We have been successful in discovering a lot of great new writing from places and people that would never have been given the time of day. Mvelo Dlamini, published in issue 3, was a 15-year-old schoolkid from Soweto when we published his sprawling and brilliant short story “Meet the Buffoons”. Our most published poet, Nombeko Eugenia Keke, is a 63-year-old schoolteacher from near Kokstad, who wrote her poems in Xhosa all her life, but stored them in a kist and forbade people to read them, until my current co-associate editor, Oscar Masinyana, convinced her to share them with us. Apparently now she keeps our magazines very secure in her kist, and only lets people read them under supervision.

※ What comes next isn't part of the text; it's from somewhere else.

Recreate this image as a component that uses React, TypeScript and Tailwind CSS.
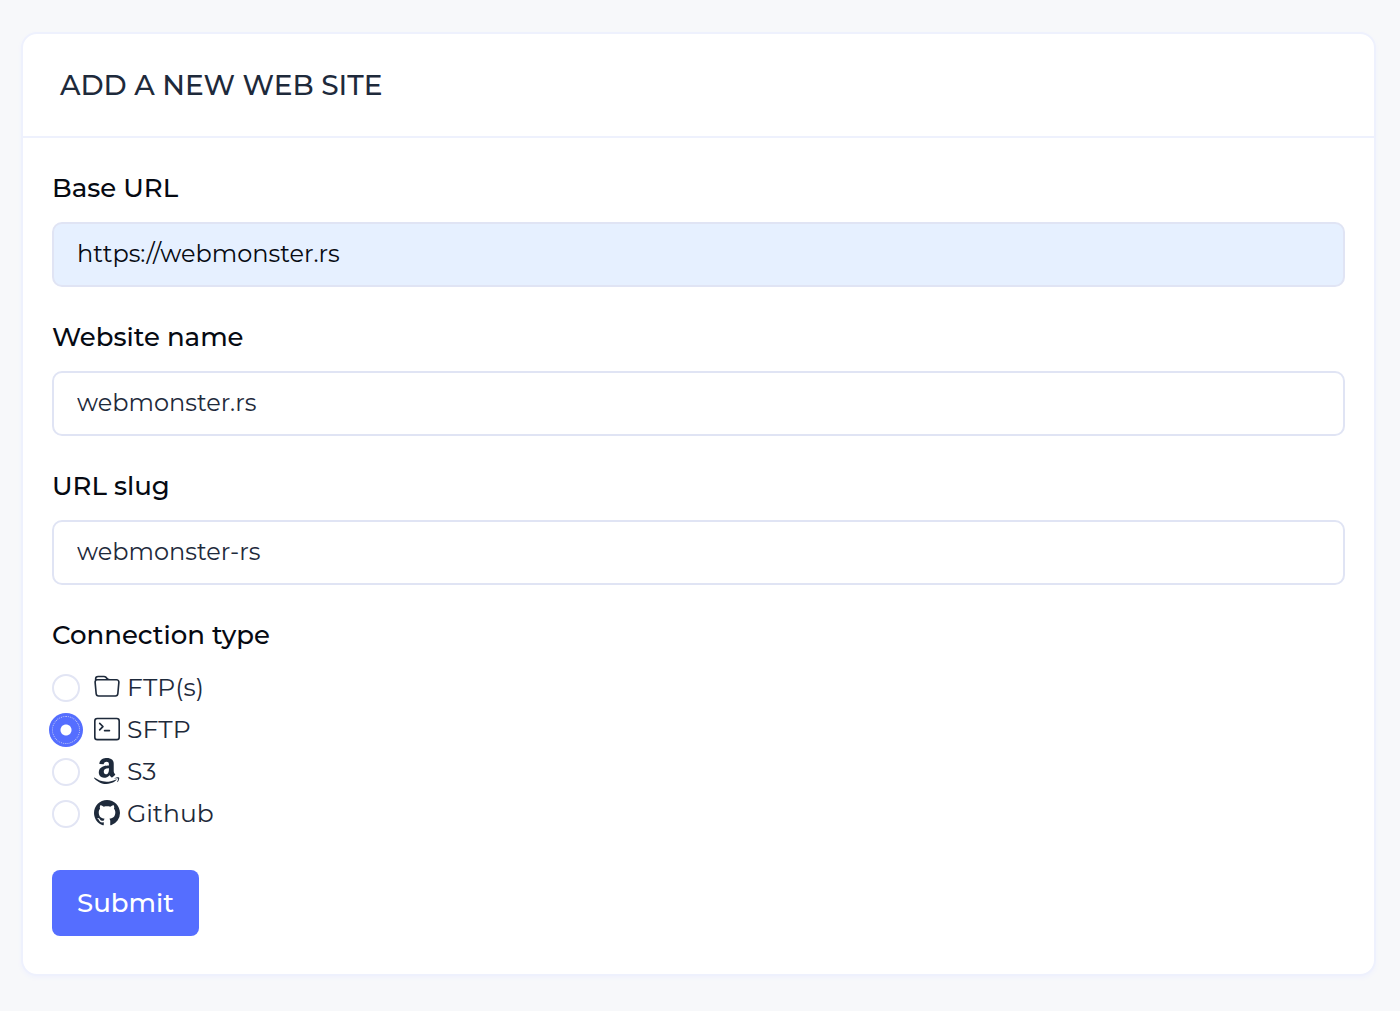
import React, { useState } from 'react';
import { BsAmazon, BsFolder, BsGithub, BsTerminal } from 'react-icons/bs';

const CONNECTION_TYPES = [
  { id: 'ftp', label: 'FTP(s)', icon: BsFolder },
  { id: 'sftp', label: 'SFTP', icon: BsTerminal },
  { id: 's3', label: 'S3', icon: BsAmazon },
  { id: 'github', label: 'Github', icon: BsGithub },
];

interface TextFieldProps {
  id: string;
  label: string;
  value: string;
  onChange: (value: string) => void;
  autofilled?: boolean;
}

const TextField: React.FC<TextFieldProps> = ({ id, label, value, onChange, autofilled }) => (
  <div>
    <label htmlFor={id} className="block mb-4 text-[26px] leading-9 font-medium text-[#060a12]">
      {label}
    </label>
    <input
      id={id}
      type="text"
      value={value}
      onChange={(e) => onChange(e.target.value)}
      className={`block w-full h-[65px] px-[23px] pb-[2px] rounded-[10px] border-2 border-[#e0e4f4] text-2xl outline-none ${
        autofilled ? 'bg-[#e6f0ff] text-[#060a12]' : 'bg-white text-[#1e2a3b]'
      }`}
    />
  </div>
);

const App: React.FC = () => {
  const [baseUrl, setBaseUrl] = useState('https://webmonster.rs');
  const [name, setName] = useState('webmonster.rs');
  const [slug, setSlug] = useState('webmonster-rs');
  const [connection, setConnection] = useState('sftp');

  return (
    <div className="min-h-screen bg-[#f7f8fa] pl-[21px] pr-6 py-8 font-[Montserrat,Inter,sans-serif]">
      <div className="bg-white rounded-2xl border-2 border-[#eef1fd] shadow-[0_2px_4px_#f0f2fd]">
        {/* Card header */}
        <div className="px-[37px] py-8 border-b-2 border-[#eef1fd]">
          <h1 className="text-[28px] leading-[38px] font-medium text-[#1e2a3b]">ADD A NEW WEB SITE</h1>
        </div>

        <form className="px-[29px] pt-8 pb-[38px]" onSubmit={(e) => e.preventDefault()}>
          <div className="space-y-8">
            <TextField id="base-url" label="Base URL" value={baseUrl} onChange={setBaseUrl} autofilled />
            <TextField id="website-name" label="Website name" value={name} onChange={setName} />
            <TextField id="url-slug" label="URL slug" value={slug} onChange={setSlug} />

            <fieldset>
              <legend className="mb-[14px] text-[26px] leading-9 font-medium text-[#060a12]">Connection type</legend>
              {CONNECTION_TYPES.map(({ id, label, icon: Icon }) => (
                <label key={id} className="flex items-center w-fit h-[42px] text-[25px] text-[#1e2a3b]">
                  <input
                    type="radio"
                    name="connection"
                    value={id}
                    checked={connection === id}
                    onChange={() => setConnection(id)}
                    className="appearance-none size-7 mr-[14px] rounded-full border-2 border-[#e2e5f4] bg-white checked:border checked:border-[#c0c8f4] checked:border-dotted checked:bg-[radial-gradient(circle,#fff_5px,#556eff_6px)] checked:bg-origin-border checked:ring-3 checked:ring-[#556eff]"
                  />
                  <Icon size={26} className="mr-[7px] mb-[2px]" />
                  {label}
                </label>
              ))}
            </fieldset>
          </div>

          <button
            type="submit"
            className="mt-[35px] h-[66px] px-[25px] rounded-lg bg-[#556eff] text-[26px] font-medium text-white"
          >
            Submit
          </button>
        </form>
      </div>
    </div>
  );
};

export default App;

If you subscribe and read Prufrock you’ll come across names that will dominate SA literature in years to come, but writers you’d never come across anywhere else.
The most lovely thing about publishing new and young writers is giving them a sense of confidence, by investing time and resources into them. That is sometimes more encouraging than strangers reading your work and giving you a thumbs up, although that’s nice too. Knowing that you are being invested in by people who have much better things to do than patronise you is usually the thing – and I know this from experience – that drives you on to more ambitious projects.
That’s not to say that publishing a magazine is all fun. For instance, we have some cash problems, for all the aforementioned reasons. The literary supply chain in South Africa is tensely constructed, and, although independent stockists love the magazine, big chains are sceptical of literary magazines. Which, to my mind, is self-defeating: literary magazines are gateway drugs to good reading and to books. The apathy with which the mainstream literary retail industry views us is a bit baffling.
To which I say, “I’ll see you when the wheel turns.” Because turn it will.